For the 200th anniversary of Chopin’s birth, I expanded my yearly Indiana University Summer Piano Workshop, and invited the Shanghai String Quartet to IU. They performed two concerts, in which I appeared playing Chopin’s two piano concertos. The Quartet’s performing schedule was so packed that we had to do virtually all our rehearsing during a couple of weekend visits in the preceding months. They arrived in Bloomington on July 6th in the afternoon, and we began recording—in my living room—the following morning. The recording work was finished July 8th, and the concerts took place the two days following. (Peter Lloyd, the bassist, playing with us for the first time, fit in perfectly nevertheless.)
The practice of playing concertos with string quartet, especially in the 19th century, was well established. I owe my awareness of this to the research of Dr. Halina Goldberg, a Chopin scholar on our faculty. Her article, “Chamber Arrangements of Chopin’s Concert Works,” in the Journal of Musicology (2002), explains that during Chopin’s time there were very few permanent symphony orchestras, and even superstars like Chopin often had to play concertos with the accompaniment of smaller ensembles. The original string parts for Chopin’s works for piano and orchestra (and for that matter, many works of his contemporaries) were printed with alternate versions that could be used for performances with a variety of chamber ensembles, including string groups without winds or brass. We based our performances and the recording on Chopin’s alternate orchestral parts for the E minor concerto, and I arranged the F minor in similar fashion. Although it was customary, in Chopin’s time, for the pianist to play along with the orchestra during the tutti sections, somehow my ear wouldn’t allow me to follow this practice. It seems to me that the piano sound ought ideally to be reserved for the solo part, and that the prevalence of the 18th-century “continuo” practice reflected the practical need to cover the missing voices in an incomplete orchestra.
Chopin wrote these two magnificent concertos when he was only 19 and 20 years old—they are surely among the most youthful compositions to find a place in the permanent concert repertoire. His use of the Polish dance genres (Krakowiak and Mazurka) in the final movements and the recitativo section in the middle movement of the F minor concerto are especially noteworthy.

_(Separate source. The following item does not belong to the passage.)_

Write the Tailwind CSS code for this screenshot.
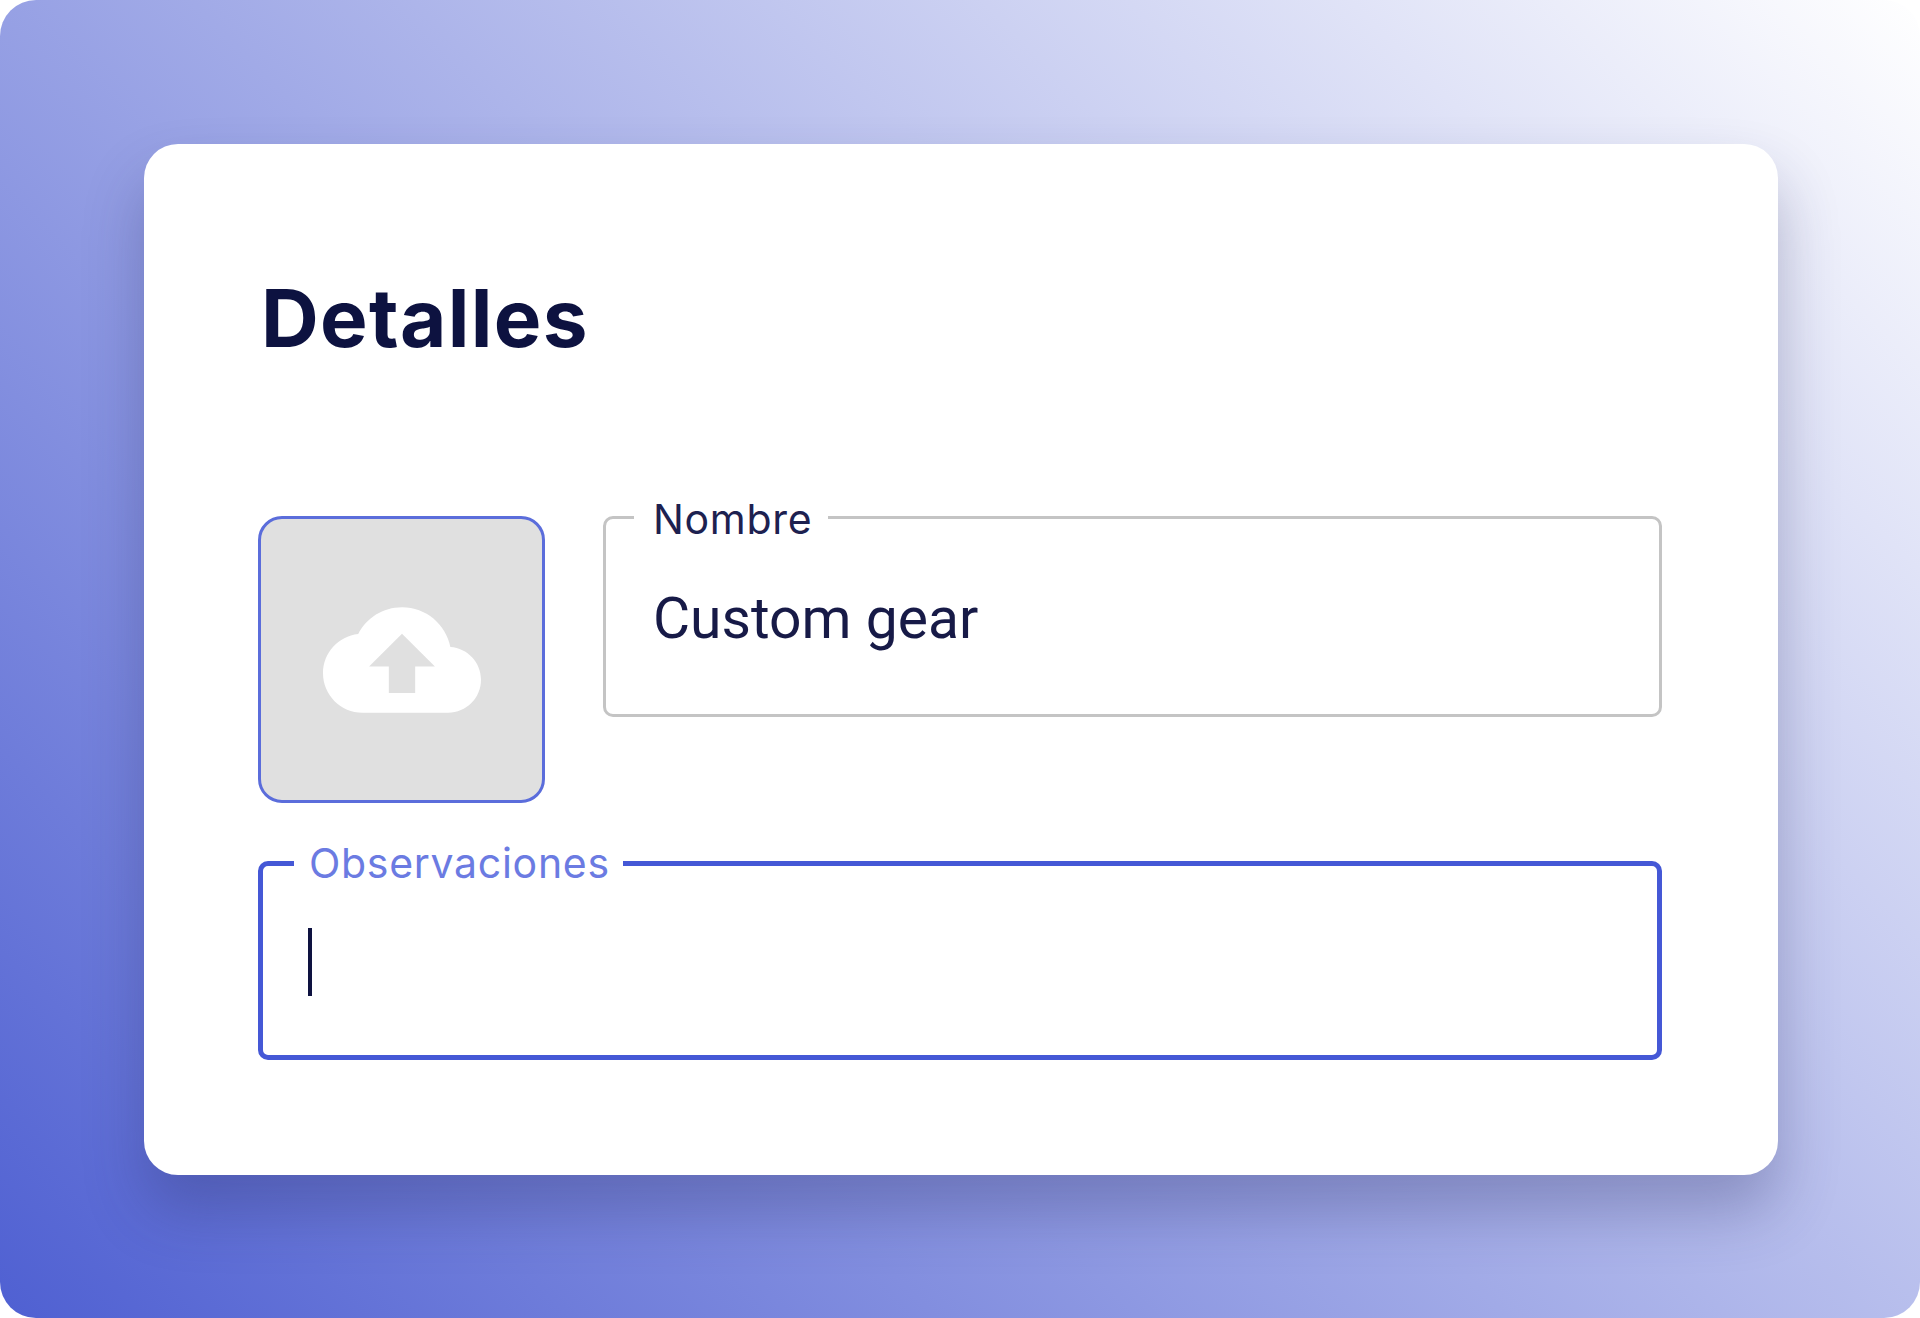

I decided to present the two concertos on the CD in the order in which they were composed and premièred, i.e., first the F minor concerto, known as no. 2, then the E minor. Chopin first performed the F minor in March 1830, and the E minor in August of the same year.
My heartfelt gratitude to Indiana University and the Jacobs School of Music for three generous grants to support this project. My thanks also to Max Wilcox for a magnificent job in recording and editing this CD, and to Halina Goldberg for her great help and support.